Gaza City, July 10, 2025: Doctors in Gaza are warning of an impending medical catastrophe as fuel shortages cripple hospitals across the war-torn enclave, forcing them to place multiple premature babies into single incubators in a desperate attempt to keep them alive.
At Al Shifa Medical Center, Gaza’s largest hospital, doctors say they are struggling to provide basic care amid a devastating lack of fuel, medicine, and power, as Israel continues its 21-month military campaign against Hamas.
“We are forced to place four, five, or sometimes three premature babies in one incubator,” said Dr. Mohammed Abu Selmia, Al Shifa’s director. “Premature babies are now in a very critical condition.”
Dr. Muneer Alboursh, director general of Gaza’s Ministry of Health, said the threat to life is no longer coming from missiles but from a “siege choking the entry of fuel,” which he said is turning hospitals into “silent graveyards.”
An Israeli military official said that roughly 160,000 litres of fuel have entered Gaza for humanitarian purposes since Wednesday, but that Israel has no control over its internal distribution. U.N. agencies operating in Gaza are responsible for deciding where the fuel goes, he said.
It remains unclear whether any of the fuel has reached Al Shifa, which is now rationing electricity by shutting down departments—including its dialysis unit—to preserve power for intensive care and operating rooms.
“Oxygen stations will stop. Blood banks will spoil. A hospital without oxygen is no longer a hospital,” said Abu Selmia. “If fuel doesn’t arrive, Al Shifa could turn into a graveyard for those inside.”
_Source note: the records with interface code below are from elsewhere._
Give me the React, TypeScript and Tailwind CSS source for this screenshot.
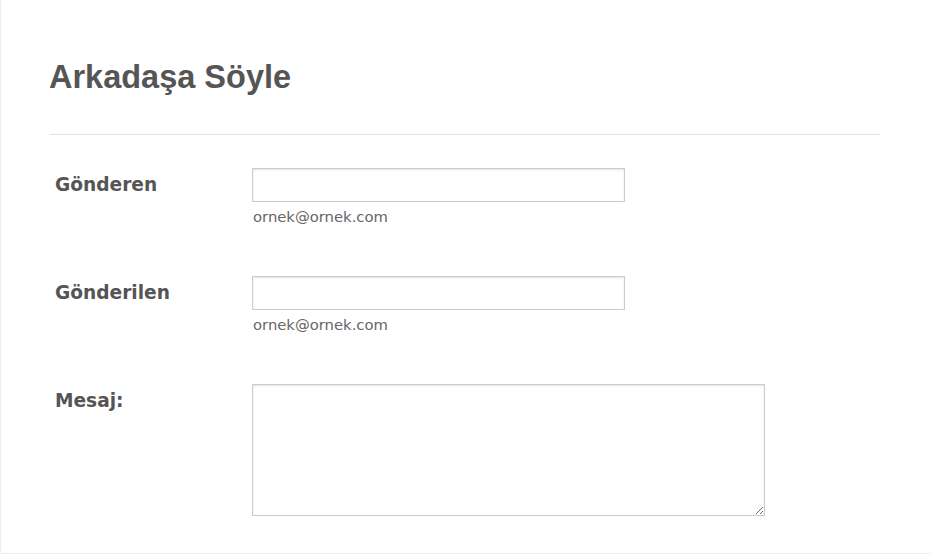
import React from "react";

const labelCls =
  "w-[202px] shrink-0 pl-[5px] mt-[6px] text-[18.6px] leading-[21px] font-bold text-[#555] [font-family:'DejaVu_Sans',sans-serif]";
const hintCls =
  "mt-[6px] pl-px text-[14.8px] leading-[17px] text-[#666] [font-family:'DejaVu_Sans',sans-serif]";
const inputCls =
  "block w-[373px] h-[34px] bg-white border border-[#cccccc] shadow-[inset_0_1px_2px_rgba(0,0,0,0.12)] outline-none px-2 text-[14px]";

export default function App() {
  return (
    <div className="w-[930px] h-[554px] bg-white border-l border-b border-[#eeeeee] overflow-hidden">
      <div className="pl-[49px] pr-[50px]">
        <h1 className="pt-[59px] -ml-[1px] text-[32.5px] leading-[36px] font-bold text-[#555] [font-family:'Liberation_Sans',Arial,sans-serif]">
          Arkadaşa Söyle
        </h1>
        <div className="mt-[39px] h-px bg-[#e3e3e3]" />
        <div className="mt-[33px] flex flex-col gap-[51px]">
          <div className="flex">
            <div className={labelCls}>Gönderen</div>
            <div>
              <input className={inputCls} type="text" />
              <div className={hintCls}>ornek@ornek.com</div>
            </div>
          </div>
          <div className="flex">
            <div className={labelCls}>Gönderilen</div>
            <div>
              <input className={inputCls} type="text" />
              <div className={hintCls}>ornek@ornek.com</div>
            </div>
          </div>
          <div className="flex">
            <div className={labelCls}>Mesaj:</div>
            <div>
              <textarea className="block w-[513px] h-[132px] bg-white border border-[#cccccc] shadow-[inset_0_1px_2px_rgba(0,0,0,0.12)] outline-none p-2 text-[14px] resize" />
            </div>
          </div>
        </div>
      </div>
    </div>
  );
}
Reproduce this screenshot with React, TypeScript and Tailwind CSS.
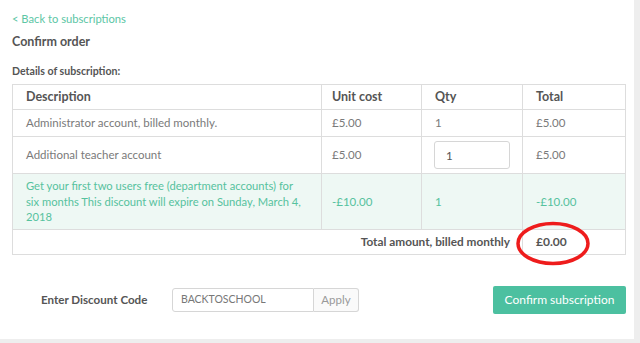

The World Health Organization (WHO) has documented more than 600 attacks on healthcare facilities since the war began. Only 18 of Gaza’s 36 general hospitals remain even partially functional, according to the U.N.
Conditions are dire at other facilities as well. At Nasser Medical Complex in Khan Younis, spokesperson Mohammed Sakr said the hospital has only 3,000 litres of fuel left, far below its daily requirement of 4,500 litres.
“We are conducting surgeries without electricity or air conditioning. Sweat is dripping from the surgeons into the patients’ wounds,” he said.
There are reportedly around 100 premature babies at risk in Gaza City hospitals. Before the war, there were 110 incubators in northern Gaza; now fewer than 40 remain in use, according to hospital officials.
The fuel crisis comes amid renewed controversy over the delivery of humanitarian aid. Earlier this year, Israel imposed a complete blockade on Gaza, only partially lifting it under a U.S. and Israeli-backed scheme that largely bypasses the U.N. system. Israel accuses Hamas of diverting aid—an allegation Hamas denies.
COGAT, the Israeli military’s aid coordination agency, did not immediately respond to requests for comment about the situation in Gaza’s hospitals.
UNICEF spokesperson James Elder, recently returned from Gaza, said, “You can have the best hospital staff on the planet, but if they are denied medicines, painkillers, and now the very means to power their work, it becomes an impossibility.”
Since the war began in October 2023—following a Hamas-led attack that killed 1,200 Israelis and saw 251 hostages taken—Gaza’s Health Ministry says over 57,000 Palestinians have been killed in the conflict. The war has displaced nearly the entire population, pushed Gaza into famine-like conditions, and sparked international accusations of war crimes and genocide, which Israel denies.